L'homme qui savait la langue des serpents, Andrus Kivirähk


L-homme-qui-savait-la-langue-des-serpents  

"Je ne revis pas Pärtel de sitôt. Je cessai d'aller espionner le village; et si lui était venu à ma rencontre dans la forêt, je me serai probablement précipité dans les buissons comme je le faisais pour éviter Ülgas et Tambet. Je n'avais pas envie de le rencontrer, car ce n'était plus mon copain Pärtel : c'était Peertus, il n'y a rien de plus laid que de voir une personne qui nous est chère se changer en une créature étrangère et incompréhensible.

J'avais souvent vu Ints avaler d'un coup une grenouille ou une souris tout entière. La petite bête lui disparaissait lentement dans la gueule, et une fois l'opération achevée, ses formes demeuraient visibles sous la peau de serpent. De même, mon vieux copain avait été gobé par un petit villageois du nom de Peertus. Sous ce Peertus, on distinguait encore le nez et les oreilles de Pärtel, mais la digestion était déjà en cours et bientôt les dernières traces de mon copain auraient disparu.

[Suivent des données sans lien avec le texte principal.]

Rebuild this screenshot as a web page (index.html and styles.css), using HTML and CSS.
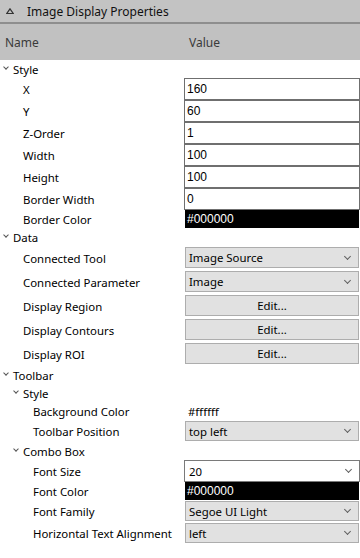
FILE: index.html
```html
<!DOCTYPE html>
<html lang="en">
<head>
    <meta charset="UTF-8">
    <title>Image Display Properties</title>
    <link rel="stylesheet" href="styles.css">
</head>
<body>
<div class="panel">
    <!--标题-->
    <div class="title">
        <svg class="title-icon" width="8" height="6" viewBox="0 0 8 6">
            <path d="M4 0.8 L7.2 5.5 L0.8 5.5 Z" fill="none" stroke="#333" stroke-width="1.2"/>
        </svg>
        <span>Image Display Properties</span>
    </div>
    <!--表头-->
    <div class="head">
        <span class="head-name">Name</span>
        <span class="head-value">Value</span>
    </div>

    <div class="grid">
        <!--Style-->
        <div class="row group"><span class="name l0"><i class="fold"></i>Style</span></div>
        <div class="row field"><span class="name l1">X</span><span class="value"><span class="box">160</span></span></div>
        <div class="row field"><span class="name l1">Y</span><span class="value"><span class="box">60</span></span></div>
        <div class="row field"><span class="name l1">Z-Order</span><span class="value"><span class="box">1</span></span></div>
        <div class="row field"><span class="name l1">Width</span><span class="value"><span class="box">100</span></span></div>
        <div class="row field"><span class="name l1">Height</span><span class="value"><span class="box">100</span></span></div>
        <div class="row field"><span class="name l1">Border Width</span><span class="value"><span class="box">0</span></span></div>
        <div class="row color"><span class="name l1">Border Color</span><span class="value"><span class="swatch">#000000</span></span></div>

        <!--Data-->
        <div class="row group"><span class="name l0"><i class="fold"></i>Data</span></div>
        <div class="row control"><span class="name l1">Connected Tool</span><span class="value"><span class="combo">Image Source<i class="arrow"></i></span></span></div>
        <div class="row control"><span class="name l1">Connected Parameter</span><span class="value"><span class="combo">Image<i class="arrow"></i></span></span></div>
        <div class="row control"><span class="name l1">Display Region</span><span class="value"><span class="button">Edit...</span></span></div>
        <div class="row control"><span class="name l1">Display Contours</span><span class="value"><span class="button">Edit...</span></span></div>
        <div class="row control"><span class="name l1">Display ROI</span><span class="value"><span class="button">Edit...</span></span></div>

        <!--Toolbar-->
        <div class="row group"><span class="name l0"><i class="fold"></i>Toolbar</span></div>
        <div class="row group"><span class="name l1 sub"><i class="fold"></i>Style</span></div>
        <div class="row text"><span class="name l2">Background Color</span><span class="value plain">#ffffff</span></div>
        <div class="row combo-row"><span class="name l2">Toolbar Position</span><span class="value"><span class="combo">top left<i class="arrow"></i></span></span></div>
        <div class="row group"><span class="name l1 sub"><i class="fold"></i>Combo Box</span></div>
        <div class="row field"><span class="name l2">Font Size</span><span class="value"><span class="box edit">20<i class="arrow"></i></span></span></div>
        <div class="row color"><span class="name l2">Font Color</span><span class="value"><span class="swatch">#000000</span></span></div>
        <div class="row combo-row"><span class="name l2">Font Family</span><span class="value"><span class="combo">Segoe UI Light<i class="arrow"></i></span></span></div>
        <div class="row combo-row"><span class="name l2">Horizontal Text Alignment</span><span class="value"><span class="combo">left<i class="arrow"></i></span></span></div>
    </div>
</div>
</body>
</html>
```

FILE: styles.css
```css
* {
    padding: 0;
    margin: 0;
    box-sizing: border-box;
}

body {
    width: 360px;
    height: 558px;
    background: #fff;
    font-family: "Noto Sans", "Open Sans", sans-serif;
    font-size: 11.4px;
    color: #000;
    overflow: hidden;
}

.panel {
    width: 360px;
}

/* 标题栏 */
.title {
    height: 24px;
    background: #c3c3c3;
    border-bottom: 2px solid #8e8e8e;
    display: flex;
    align-items: center;
    padding-left: 6px;
    gap: 13px;
    color: #111;
    font-size: 12px;
}

.title-icon {
    display: block;
}

/* 表头 */
.head {
    height: 36px;
    background: #c1c1c1;
    display: grid;
    grid-template-columns: 184px 1fr;
    align-items: center;
    color: #3a3a3a;
    padding-top: 1px;
    font-size: 12px;
}

.head-name {
    padding-left: 5px;
}

.head-value {
    padding-left: 5px;
}

/* 属性行 */
.row {
    display: grid;
    grid-template-columns: 184px 176px;
    align-items: center;
}

.row.group,
.row.text {
    height: 18px;
}

.row.field {
    height: 22px;
}

.row.color {
    height: 18px;
}

.row.control {
    height: 24px;
}

.row.combo-row {
    height: 22px;
}

.name {
    display: flex;
    align-items: center;
    white-space: nowrap;
}

.l0 {
    padding-left: 3px;
}

.l1 {
    padding-left: 23px;
}

.l1.sub {
    padding-left: 13px;
}

.l2 {
    padding-left: 33px;
}

.fold {
    width: 10px;
    height: 6px;
    display: inline-block;
    position: relative;
}

.fold::before {
    content: "";
    position: absolute;
    left: 1px;
    top: -1px;
    width: 3px;
    height: 3px;
    border-right: 1px solid #555;
    border-bottom: 1px solid #555;
    transform: rotate(45deg);
}

.value {
    height: 100%;
    display: flex;
    align-items: stretch;
}

.value.plain {
    align-items: center;
    padding-left: 4px;
}

/* 文本框 */
.box {
    flex: 1;
    border: 1px solid #6f6f6f;
    background: #fff;
    font-family: "Liberation Sans", Arial, sans-serif;
    font-size: 12px;
    display: flex;
    align-items: center;
    padding-left: 2px;
    position: relative;
}

.box.edit {
    font-family: "Noto Sans", sans-serif;
    font-size: 11.4px;
    border-color: #7a7a7a;
    padding-left: 4px;
}

.swatch {
    flex: 1;
    margin-left: 1px;
    margin-right: 1px;
    background: #000;
    color: #fff;
    font-family: "Liberation Sans", Arial, sans-serif;
    font-size: 12px;
    display: flex;
    align-items: center;
    padding-left: 2px;
}

/* 下拉框 */
.combo {
    flex: 1;
    margin: 1px 1px 1px 1px;
    background: #e1e1e1;
    border: 1px solid #adadad;
    display: flex;
    align-items: center;
    padding-left: 3px;
    position: relative;
}

.row.control .combo {
    margin: 1px 1px 2px 1px;
}

.arrow {
    position: absolute;
    right: 8px;
    top: 50%;
    width: 5px;
    height: 5px;
    margin-top: -4px;
    border-right: 1px solid #606060;
    border-bottom: 1px solid #606060;
    transform: rotate(45deg);
}

/* 按钮 */
.button {
    flex: 1;
    margin: 1px 1px 2px 1px;
    background: #e1e1e1;
    border: 1px solid #adadad;
    display: flex;
    align-items: center;
    justify-content: center;
}
```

Sans dout aurais-je été nettement moins malheureux s'il était mort - j'aurais pas porter tranquillement son deuil. Mais là, je savais qu'il traînait encore quelque part sous une forme dégénérée, souillée, profanée; il existait encore, mais il n'existait plus pour moi. C'était comme si quelqu'un s'était emparé de mon bon vieux pantalon pour chier dedans - le pantalon était encore là, mais il n'était plus portable, il puait une odeur étrangère et répugnante.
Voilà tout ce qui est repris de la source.